## What you are asked to do:
Images are not part of the copy; transcribe all the data exactly.

___ Information shown ___

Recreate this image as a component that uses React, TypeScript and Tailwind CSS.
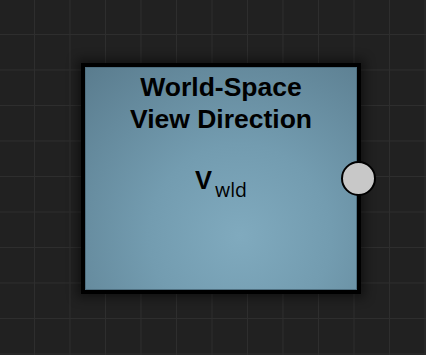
export default function App() {
  return (
    <div className="w-[426px] h-[355px] overflow-hidden bg-[#212121] bg-[linear-gradient(to_right,#2e2e2e_1px,transparent_1px),linear-gradient(to_bottom,#2e2e2e_1px,transparent_1px)] bg-[size:35.5px_35.5px] bg-[position:34px_34px] pl-[81px] pt-[63px]">
      <div className="relative w-[280px] h-[231px] border-4 border-black shadow-[0_0_10px_4px_rgba(0,0,0,0.45)]">
        <div className="w-full h-full border border-[#4f6f80] bg-[radial-gradient(circle_at_57%_76%,#80aabe_0%,#739cb0_40%,#5a7c8e_100%)] flex flex-col items-center pt-[3px]">
          <div className="text-center text-black font-bold text-[26.5px] leading-[32px] font-['Liberation_Sans',Arial,sans-serif]">
            <div>World-Space</div>
            <div>View Direction</div>
          </div>
          <div className="mt-[31px] flex items-baseline text-black">
            <span className="font-bold text-[25.5px] leading-[29px] font-['Liberation_Sans',Arial,sans-serif]">V</span>
            <span className="relative top-[8px] ml-[3px] text-[19.5px] leading-[24px] font-['Open_Sans',sans-serif]">wld</span>
          </div>
        </div>
        <div className="absolute left-[256px] top-[94px] w-[35px] h-[35px] rounded-full bg-[#c8c8c8] border-2 border-black" />
      </div>
    </div>
  );
}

___

## Response for this exercise:
Recreate this image as a component that uses React, TypeScript and Tailwind CSS.
export default function App() {
  return (
    <div className="w-[426px] h-[355px] overflow-hidden bg-[#212121] bg-[linear-gradient(to_right,#2e2e2e_1px,transparent_1px),linear-gradient(to_bottom,#2e2e2e_1px,transparent_1px)] bg-[size:35.5px_35.5px] bg-[position:34px_34px] pl-[81px] pt-[63px]">
      <div className="relative w-[280px] h-[231px] border-4 border-black shadow-[0_0_10px_4px_rgba(0,0,0,0.45)]">
        <div className="w-full h-full border border-[#4f6f80] bg-[radial-gradient(circle_at_57%_76%,#80aabe_0%,#739cb0_40%,#5a7c8e_100%)] flex flex-col items-center pt-[3px]">
          <div className="text-center text-black font-bold text-[26.5px] leading-[32px] font-['Liberation_Sans',Arial,sans-serif]">
            <div>World-Space</div>
            <div>View Direction</div>
          </div>
          <div className="mt-[31px] flex items-baseline text-black">
            <span className="font-bold text-[25.5px] leading-[29px] font-['Liberation_Sans',Arial,sans-serif]">V</span>
            <span className="relative top-[8px] ml-[3px] text-[19.5px] leading-[24px] font-['Open_Sans',sans-serif]">wld</span>
          </div>
        </div>
        <div className="absolute left-[256px] top-[94px] w-[35px] h-[35px] rounded-full bg-[#c8c8c8] border-2 border-black" />
      </div>
    </div>
  );
}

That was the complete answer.